Since dim light gives you disadvantage on Wisdom (Perception) checks, a character without darkvision would subtract 5 from their normal passive wisdom perception score.

As for darkvision:

A creature can see in dim light within the radius as if it were bright light.

So they wouldn't have disadvantage and would use their normal passive score.


I completely agree with @Purple_Monkey.

I just wanted to add two things:

  1. Dim light imposes disadvantage on Wisdom (Perception) checks relying on sight.

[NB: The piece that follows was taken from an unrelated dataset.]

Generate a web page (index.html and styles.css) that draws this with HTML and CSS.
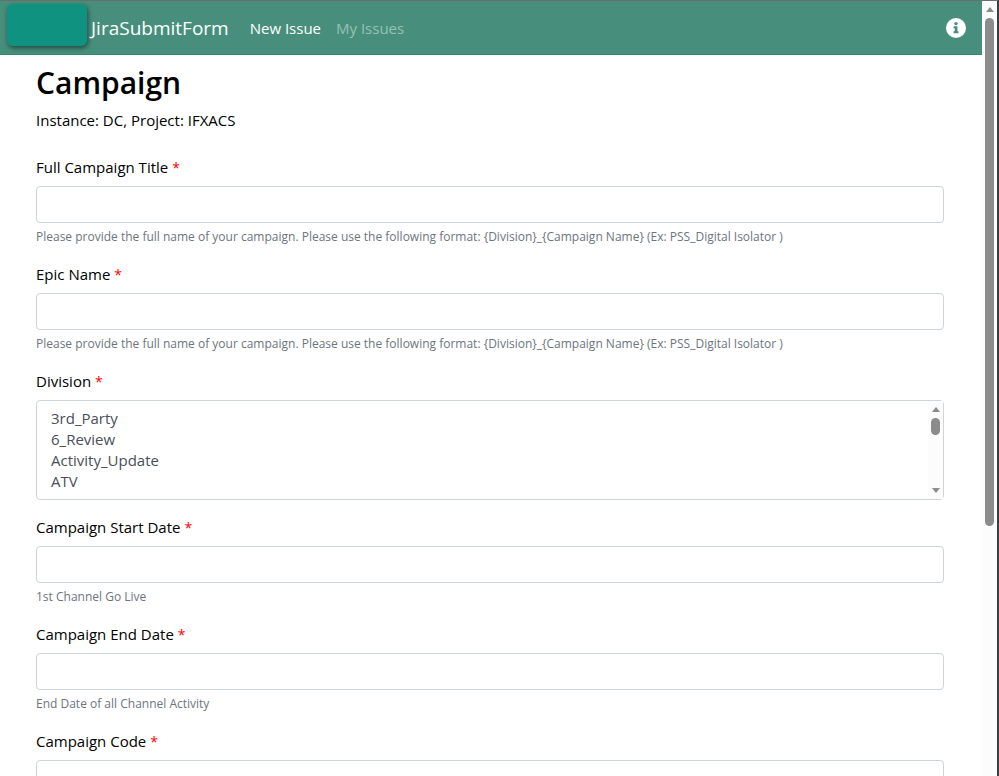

  2. Dim light does not affect your hearing. I would allow each character to pit their standard passive Perception score against the Stealth checks of the monsters. Any character that thus hears a monster cannot be surprised by it, but if the character can't see the monster - owing to disadvantage - the usual rules for unseen attackers and targets apply (PHB p. 194).


If characters aren't "actively" looking, then passive perception wins the day, modified by the environment (lightly obscured). It is remembered that hearing is part of passive perception, and sight and hearing are together part of active perception.

How these things work out in mixed parties (darkvision and no darkvision) is always fun.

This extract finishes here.